▶ [Work instructions]: Tally the lines of the listing that contain the word "recreates", then give the total and nothing else.

►

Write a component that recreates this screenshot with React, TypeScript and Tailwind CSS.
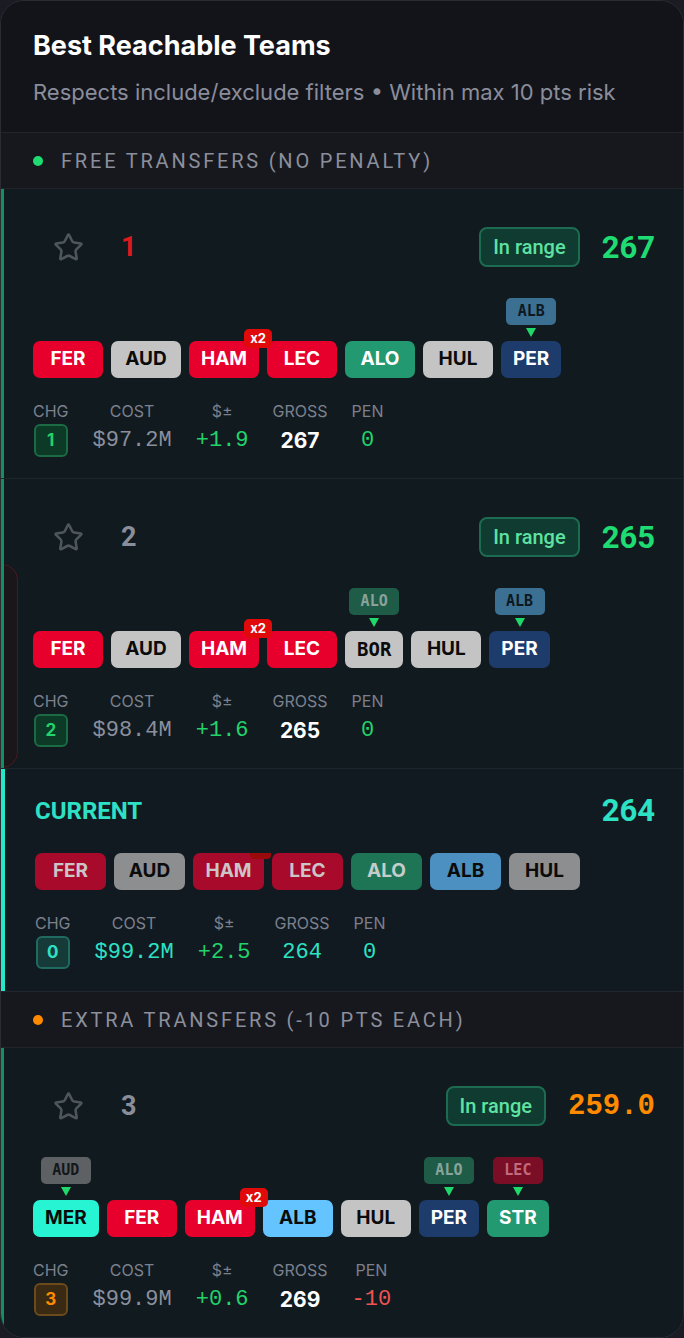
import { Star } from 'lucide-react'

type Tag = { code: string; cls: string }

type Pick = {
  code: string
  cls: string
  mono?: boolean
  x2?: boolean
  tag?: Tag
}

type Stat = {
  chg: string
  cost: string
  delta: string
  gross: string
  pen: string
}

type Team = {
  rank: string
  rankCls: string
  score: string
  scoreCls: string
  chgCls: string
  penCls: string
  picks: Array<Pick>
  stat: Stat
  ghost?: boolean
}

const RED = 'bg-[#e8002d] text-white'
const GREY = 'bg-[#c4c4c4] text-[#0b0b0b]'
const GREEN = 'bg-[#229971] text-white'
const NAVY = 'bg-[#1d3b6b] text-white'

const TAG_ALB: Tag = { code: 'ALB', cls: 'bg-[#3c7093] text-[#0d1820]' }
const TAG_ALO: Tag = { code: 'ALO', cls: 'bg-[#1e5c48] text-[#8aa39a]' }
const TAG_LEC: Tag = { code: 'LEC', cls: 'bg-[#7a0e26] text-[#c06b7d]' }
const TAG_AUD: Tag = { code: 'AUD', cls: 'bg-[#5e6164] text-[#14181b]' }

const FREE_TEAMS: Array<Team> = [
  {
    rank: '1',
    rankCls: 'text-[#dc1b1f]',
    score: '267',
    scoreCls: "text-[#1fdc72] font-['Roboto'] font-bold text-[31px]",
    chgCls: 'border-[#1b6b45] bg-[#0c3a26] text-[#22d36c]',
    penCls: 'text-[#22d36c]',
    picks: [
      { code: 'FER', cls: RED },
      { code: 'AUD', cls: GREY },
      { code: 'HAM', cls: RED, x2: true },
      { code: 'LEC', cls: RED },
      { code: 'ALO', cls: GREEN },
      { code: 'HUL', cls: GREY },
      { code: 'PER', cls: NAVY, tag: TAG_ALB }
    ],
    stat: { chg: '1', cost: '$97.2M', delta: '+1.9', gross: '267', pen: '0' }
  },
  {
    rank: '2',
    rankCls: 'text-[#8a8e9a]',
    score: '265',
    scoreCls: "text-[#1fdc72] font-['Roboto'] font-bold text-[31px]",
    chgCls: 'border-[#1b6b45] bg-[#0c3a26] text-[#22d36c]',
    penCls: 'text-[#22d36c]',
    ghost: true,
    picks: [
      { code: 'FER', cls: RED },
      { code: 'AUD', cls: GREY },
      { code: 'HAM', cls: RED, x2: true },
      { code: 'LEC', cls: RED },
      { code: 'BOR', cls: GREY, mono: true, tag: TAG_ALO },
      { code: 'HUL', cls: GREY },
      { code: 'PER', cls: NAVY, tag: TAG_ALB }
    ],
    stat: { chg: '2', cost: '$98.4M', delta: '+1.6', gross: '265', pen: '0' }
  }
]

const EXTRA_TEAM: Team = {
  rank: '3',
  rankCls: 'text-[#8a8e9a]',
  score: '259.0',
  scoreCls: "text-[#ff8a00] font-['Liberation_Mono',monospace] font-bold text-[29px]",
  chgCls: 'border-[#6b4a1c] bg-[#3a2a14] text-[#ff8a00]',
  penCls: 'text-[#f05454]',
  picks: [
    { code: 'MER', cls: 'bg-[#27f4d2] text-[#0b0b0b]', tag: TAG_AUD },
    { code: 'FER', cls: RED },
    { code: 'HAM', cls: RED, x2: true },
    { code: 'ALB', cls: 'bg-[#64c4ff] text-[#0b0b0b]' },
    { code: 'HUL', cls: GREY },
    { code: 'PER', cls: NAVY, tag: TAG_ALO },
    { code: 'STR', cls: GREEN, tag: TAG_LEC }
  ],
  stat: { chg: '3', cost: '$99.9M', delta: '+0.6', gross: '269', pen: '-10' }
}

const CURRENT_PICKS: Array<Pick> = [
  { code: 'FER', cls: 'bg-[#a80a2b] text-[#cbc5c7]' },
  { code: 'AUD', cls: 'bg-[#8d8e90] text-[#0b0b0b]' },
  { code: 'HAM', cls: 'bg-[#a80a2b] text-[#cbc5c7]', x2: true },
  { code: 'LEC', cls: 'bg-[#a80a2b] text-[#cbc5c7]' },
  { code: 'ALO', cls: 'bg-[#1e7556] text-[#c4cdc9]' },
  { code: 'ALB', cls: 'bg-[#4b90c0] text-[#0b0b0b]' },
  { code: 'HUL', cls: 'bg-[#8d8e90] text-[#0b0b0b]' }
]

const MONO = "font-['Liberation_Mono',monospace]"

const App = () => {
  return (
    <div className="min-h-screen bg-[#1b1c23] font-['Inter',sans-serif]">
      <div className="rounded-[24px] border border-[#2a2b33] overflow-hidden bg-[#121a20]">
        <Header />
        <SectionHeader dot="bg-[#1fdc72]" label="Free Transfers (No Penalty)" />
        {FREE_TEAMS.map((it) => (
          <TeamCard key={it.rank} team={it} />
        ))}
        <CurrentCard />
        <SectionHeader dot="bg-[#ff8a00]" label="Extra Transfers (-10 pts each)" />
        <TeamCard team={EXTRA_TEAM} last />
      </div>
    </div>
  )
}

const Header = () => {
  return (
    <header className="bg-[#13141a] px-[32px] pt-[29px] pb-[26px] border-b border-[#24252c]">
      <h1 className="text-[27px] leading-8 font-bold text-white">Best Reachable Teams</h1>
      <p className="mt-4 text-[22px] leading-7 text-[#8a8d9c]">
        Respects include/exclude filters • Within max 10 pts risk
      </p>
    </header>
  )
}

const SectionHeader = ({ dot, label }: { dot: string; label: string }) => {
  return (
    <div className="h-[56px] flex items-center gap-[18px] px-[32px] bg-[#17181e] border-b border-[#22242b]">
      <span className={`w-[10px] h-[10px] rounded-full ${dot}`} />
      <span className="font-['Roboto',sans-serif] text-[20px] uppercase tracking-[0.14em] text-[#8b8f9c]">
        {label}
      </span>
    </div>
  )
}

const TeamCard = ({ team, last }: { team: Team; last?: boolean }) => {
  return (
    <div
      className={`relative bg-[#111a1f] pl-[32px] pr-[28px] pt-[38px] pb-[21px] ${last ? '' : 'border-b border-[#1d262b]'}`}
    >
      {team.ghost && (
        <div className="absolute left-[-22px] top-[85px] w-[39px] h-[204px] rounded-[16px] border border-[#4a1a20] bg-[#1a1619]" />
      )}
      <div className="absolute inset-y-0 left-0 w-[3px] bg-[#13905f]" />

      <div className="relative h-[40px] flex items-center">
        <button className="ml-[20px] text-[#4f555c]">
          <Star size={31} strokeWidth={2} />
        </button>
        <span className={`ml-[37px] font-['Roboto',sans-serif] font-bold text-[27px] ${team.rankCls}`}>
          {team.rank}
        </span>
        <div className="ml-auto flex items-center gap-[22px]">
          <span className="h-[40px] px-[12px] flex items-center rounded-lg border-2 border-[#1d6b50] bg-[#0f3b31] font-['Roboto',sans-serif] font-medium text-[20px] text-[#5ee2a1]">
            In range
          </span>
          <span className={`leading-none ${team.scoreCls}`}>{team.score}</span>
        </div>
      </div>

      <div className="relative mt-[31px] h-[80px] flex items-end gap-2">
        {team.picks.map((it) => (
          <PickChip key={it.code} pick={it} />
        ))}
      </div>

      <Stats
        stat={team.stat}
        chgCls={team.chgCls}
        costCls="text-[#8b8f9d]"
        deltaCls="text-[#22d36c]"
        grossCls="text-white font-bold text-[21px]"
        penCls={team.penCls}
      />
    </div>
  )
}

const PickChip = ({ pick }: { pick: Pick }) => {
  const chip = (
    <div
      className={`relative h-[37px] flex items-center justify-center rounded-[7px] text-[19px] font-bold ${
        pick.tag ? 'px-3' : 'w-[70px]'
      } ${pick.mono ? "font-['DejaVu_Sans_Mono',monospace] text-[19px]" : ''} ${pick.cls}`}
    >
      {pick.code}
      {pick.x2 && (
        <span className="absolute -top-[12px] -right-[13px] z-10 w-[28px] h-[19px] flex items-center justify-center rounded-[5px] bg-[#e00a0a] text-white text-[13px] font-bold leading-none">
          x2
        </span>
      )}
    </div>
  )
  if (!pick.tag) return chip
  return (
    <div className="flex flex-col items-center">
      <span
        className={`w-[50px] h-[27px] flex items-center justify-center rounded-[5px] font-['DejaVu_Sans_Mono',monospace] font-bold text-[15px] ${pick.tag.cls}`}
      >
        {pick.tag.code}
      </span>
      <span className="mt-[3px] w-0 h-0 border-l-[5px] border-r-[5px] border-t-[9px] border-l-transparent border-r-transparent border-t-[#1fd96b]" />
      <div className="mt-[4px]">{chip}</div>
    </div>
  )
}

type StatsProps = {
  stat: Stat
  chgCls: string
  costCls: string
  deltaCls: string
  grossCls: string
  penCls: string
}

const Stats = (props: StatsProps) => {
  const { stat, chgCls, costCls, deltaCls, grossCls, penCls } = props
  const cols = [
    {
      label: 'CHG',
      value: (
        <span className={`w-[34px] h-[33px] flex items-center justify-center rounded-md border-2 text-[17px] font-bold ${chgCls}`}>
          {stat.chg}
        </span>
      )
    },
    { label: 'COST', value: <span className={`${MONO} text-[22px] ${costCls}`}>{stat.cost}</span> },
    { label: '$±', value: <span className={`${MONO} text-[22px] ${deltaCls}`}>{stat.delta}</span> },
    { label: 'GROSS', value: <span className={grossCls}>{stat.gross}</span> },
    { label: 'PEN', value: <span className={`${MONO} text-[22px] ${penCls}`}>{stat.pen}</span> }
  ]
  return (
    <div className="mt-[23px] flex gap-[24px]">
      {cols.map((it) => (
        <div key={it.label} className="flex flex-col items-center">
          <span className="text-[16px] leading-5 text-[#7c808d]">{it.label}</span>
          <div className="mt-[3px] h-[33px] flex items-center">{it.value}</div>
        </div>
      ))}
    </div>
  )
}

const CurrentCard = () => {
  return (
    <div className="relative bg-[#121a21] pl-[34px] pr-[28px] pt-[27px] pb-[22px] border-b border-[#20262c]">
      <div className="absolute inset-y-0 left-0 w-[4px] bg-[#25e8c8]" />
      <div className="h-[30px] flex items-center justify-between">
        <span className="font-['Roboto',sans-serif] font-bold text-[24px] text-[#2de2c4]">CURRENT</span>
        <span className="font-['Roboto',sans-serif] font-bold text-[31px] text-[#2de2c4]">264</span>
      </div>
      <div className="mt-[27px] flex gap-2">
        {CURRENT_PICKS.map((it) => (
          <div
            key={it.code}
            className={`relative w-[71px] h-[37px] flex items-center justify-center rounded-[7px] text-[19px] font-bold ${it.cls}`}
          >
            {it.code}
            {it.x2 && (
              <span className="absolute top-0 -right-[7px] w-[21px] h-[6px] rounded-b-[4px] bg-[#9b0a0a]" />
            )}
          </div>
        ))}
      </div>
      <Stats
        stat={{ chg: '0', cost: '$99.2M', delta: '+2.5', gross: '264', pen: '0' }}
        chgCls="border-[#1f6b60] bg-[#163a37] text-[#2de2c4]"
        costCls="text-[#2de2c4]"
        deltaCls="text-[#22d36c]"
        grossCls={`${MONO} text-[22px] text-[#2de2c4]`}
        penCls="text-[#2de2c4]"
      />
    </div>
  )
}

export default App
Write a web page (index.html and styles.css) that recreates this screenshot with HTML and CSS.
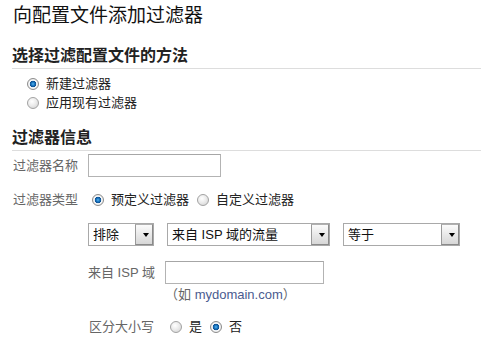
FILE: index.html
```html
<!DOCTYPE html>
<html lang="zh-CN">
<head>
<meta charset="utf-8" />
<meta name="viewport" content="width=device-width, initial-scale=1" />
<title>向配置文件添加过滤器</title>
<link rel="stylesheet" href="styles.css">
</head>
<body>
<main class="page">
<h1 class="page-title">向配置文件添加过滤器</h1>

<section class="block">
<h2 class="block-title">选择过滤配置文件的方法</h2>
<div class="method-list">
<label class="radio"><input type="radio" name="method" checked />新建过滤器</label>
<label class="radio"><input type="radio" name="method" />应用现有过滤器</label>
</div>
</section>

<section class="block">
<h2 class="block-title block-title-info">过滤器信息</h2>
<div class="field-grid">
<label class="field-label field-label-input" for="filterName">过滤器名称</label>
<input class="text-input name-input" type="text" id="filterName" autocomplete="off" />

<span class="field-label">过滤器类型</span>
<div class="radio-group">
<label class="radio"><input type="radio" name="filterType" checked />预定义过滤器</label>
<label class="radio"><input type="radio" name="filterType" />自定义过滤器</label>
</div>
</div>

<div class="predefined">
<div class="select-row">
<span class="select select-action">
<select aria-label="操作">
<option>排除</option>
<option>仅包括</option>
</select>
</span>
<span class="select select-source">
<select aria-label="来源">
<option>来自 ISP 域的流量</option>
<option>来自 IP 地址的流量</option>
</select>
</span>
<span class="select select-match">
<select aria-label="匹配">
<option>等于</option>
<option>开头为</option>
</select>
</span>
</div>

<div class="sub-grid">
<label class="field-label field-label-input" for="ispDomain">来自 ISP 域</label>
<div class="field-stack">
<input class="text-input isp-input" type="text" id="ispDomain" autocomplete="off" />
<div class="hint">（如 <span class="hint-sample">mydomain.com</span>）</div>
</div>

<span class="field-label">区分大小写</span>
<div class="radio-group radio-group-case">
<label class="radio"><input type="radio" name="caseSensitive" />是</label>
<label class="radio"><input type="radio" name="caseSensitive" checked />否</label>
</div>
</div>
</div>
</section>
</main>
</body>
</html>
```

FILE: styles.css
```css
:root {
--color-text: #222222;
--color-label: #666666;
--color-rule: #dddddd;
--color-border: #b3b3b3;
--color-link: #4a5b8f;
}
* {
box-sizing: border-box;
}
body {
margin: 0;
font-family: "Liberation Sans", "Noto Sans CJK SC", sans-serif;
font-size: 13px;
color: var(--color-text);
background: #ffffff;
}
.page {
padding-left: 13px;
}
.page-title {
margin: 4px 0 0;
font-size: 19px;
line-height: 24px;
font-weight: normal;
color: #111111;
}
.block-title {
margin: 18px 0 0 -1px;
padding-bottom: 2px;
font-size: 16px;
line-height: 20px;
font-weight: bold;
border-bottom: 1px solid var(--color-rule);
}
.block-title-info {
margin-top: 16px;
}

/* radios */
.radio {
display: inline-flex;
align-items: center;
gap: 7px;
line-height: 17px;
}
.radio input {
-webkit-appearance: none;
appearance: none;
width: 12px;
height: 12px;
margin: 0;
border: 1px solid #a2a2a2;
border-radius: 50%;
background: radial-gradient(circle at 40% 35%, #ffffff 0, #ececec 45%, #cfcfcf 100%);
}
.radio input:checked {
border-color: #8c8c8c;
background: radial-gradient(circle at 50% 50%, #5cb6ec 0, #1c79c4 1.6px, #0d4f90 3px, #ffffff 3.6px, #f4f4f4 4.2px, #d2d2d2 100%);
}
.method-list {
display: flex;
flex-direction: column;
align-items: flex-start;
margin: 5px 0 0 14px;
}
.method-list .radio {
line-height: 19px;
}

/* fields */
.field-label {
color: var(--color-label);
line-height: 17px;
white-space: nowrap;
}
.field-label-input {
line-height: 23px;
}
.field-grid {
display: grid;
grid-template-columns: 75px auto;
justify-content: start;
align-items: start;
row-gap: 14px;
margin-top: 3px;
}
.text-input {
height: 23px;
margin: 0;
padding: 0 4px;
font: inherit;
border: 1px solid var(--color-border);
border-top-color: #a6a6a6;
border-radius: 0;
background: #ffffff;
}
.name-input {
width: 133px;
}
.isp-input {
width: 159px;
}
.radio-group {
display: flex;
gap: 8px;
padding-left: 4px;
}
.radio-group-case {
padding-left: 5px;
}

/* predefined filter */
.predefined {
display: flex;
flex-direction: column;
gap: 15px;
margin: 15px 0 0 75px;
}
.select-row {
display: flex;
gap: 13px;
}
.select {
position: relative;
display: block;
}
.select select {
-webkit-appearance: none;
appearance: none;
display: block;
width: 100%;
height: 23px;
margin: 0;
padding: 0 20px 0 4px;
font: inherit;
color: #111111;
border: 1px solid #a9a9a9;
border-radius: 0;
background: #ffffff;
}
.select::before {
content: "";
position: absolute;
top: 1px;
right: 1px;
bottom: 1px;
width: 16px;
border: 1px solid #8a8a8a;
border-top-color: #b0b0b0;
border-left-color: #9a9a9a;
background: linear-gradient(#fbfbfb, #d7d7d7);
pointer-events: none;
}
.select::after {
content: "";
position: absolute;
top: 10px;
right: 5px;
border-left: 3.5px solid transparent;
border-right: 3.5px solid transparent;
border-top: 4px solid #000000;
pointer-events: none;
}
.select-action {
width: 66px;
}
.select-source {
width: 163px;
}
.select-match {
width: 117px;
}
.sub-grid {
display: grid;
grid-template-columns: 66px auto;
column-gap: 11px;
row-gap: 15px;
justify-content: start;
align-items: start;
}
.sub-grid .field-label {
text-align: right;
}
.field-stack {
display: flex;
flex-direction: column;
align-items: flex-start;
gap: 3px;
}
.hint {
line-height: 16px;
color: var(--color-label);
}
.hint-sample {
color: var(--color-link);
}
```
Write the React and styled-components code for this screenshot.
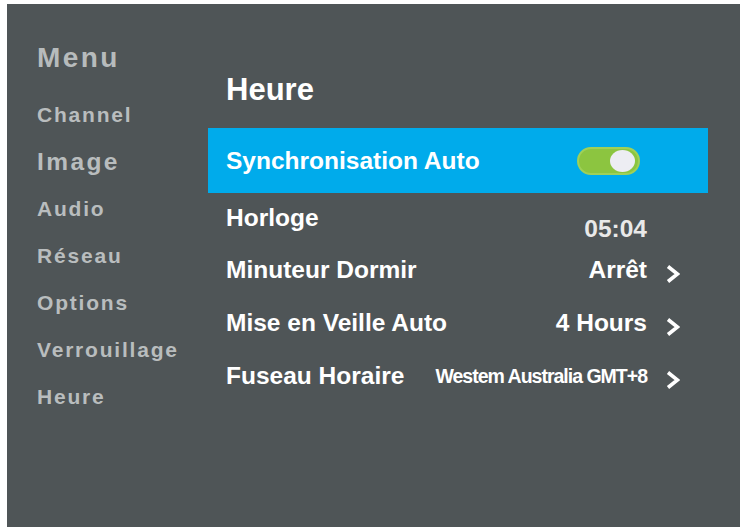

◄

▶ [Finished task]: 2